Space bugs: Astronaut Heide Stefanyshyn-Piper activates growth of a sealed sample of Salmonella bacteria aboard the space shuttle Atlantis last September.
Credit: NASA
SYDNEY: Space flight has been shown to change the way disease bacteria behave, making them much more virulent. This has worrying implications for astronauts whose immune systems are already weakened in space.
In news which could have astronauts tanking up on antibiotics, experts found that Salmonella typhimurium bacteria had altered patterns of gene expression and were more than three times as likely to kill mice after 12 days orbiting Earth in the payload of the NASA shuttle Atlantis.
"Human presence in space, whether permanent or transient, will be accompanied by the presence of microbes," said astrobiologist Cheryl Nickerson, of the University of Arizona in Tempe, USA. Yet before now, she said, the effect of spaceflight on the disease risk posed by microbes was a mystery.
Simulated microgravity tests
Nickerson is co-author of a study detailing the research in today's edition of the U.S. journal Proceedings of the National Academy of Sciences.

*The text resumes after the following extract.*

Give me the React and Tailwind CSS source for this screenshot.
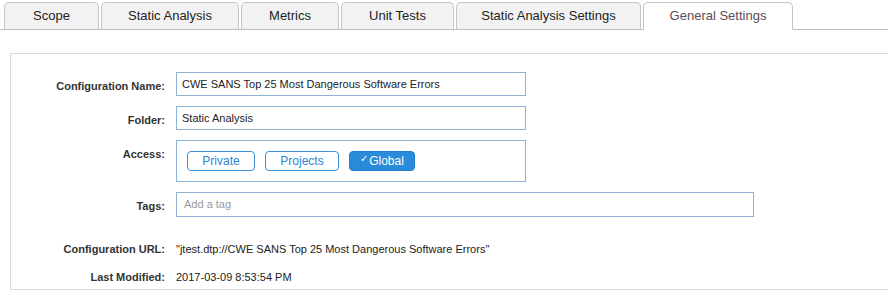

Prior to the present study, her team had already built up a large body of data using simulated microgravity on Earth, which revealed changes in colonies of Salmonella. "Since the virulence of the pathogen and the status of the immune system are two key factors that determine the outcome of an infection, it seemed only logical to [go on to] look at the ability of true space flight to alter microbial virulence," Nickerson said.
To this end, the researchers compared two cultures of Salmonella: one aboard the U.S. space agency's Atlantis for a 12-day mission in orbit during September 2006, and another back on Earth in a laboratory specially controlled to duplicate temperature, humidity and other growth conditions on the shuttle.
After the flight, some of the bacteria in both groups were analysed for gene and protein changes. Compared to bacteria that remained on Earth, the space-faring Salmonella showed altered expression of 167 genes - many with some link to a protein called Hfq.
Bacteria on board the shuttle were also prone to clump together and collect into protective bio-films.
Further studies showed that the microbes taken for a space ride killed up to 40 per cent of laboratory mice that ingested them, compared to just 10 per cent of the mice that ingested samples of the Earth-bound bacteria.
Bio-films and virulence
The researchers are at a loss to fully explain the increased deadliness as yet, but suggest that the formation of biofilms in microgravity could have a role. The relatively smooth and 'non-turbulent' environment of zero-gravity might also have an effect on how the bacteria behave, they said.
Roberto Anitori, a microbial ecologist from the Australian Centre for Astrobiology at Macquarie University, in Sydney, commented that the study is an important contribution to a field in which very little is known. "If this turns out to be true for other pathogens, it will open a Pandora's box. I think this could be quite a concern for NASA," he said.
Astronomer Chandra Wickramasinghe, who heads the Cardiff University Centre for Astrobiology in Wales, said the research might have more far-reaching consequences. He believes the finding backs up his own theory that life on Earth is derived from comets or dust that seeded space-travelling microbes into the atmosphere. "The increased virulence as well as clumping and growth characteristics discovered by the authors could be an indication that bacteria are evolved to be space travellers," said Wickramasinghe.
Whether or not that turns out to be true, the results will be useful for minimising the risk of disease to astronauts on future Moon or Mars missions, as well as potentially aiding the fight against increasingly antibiotic-resistant strains of Salmonella here on Earth.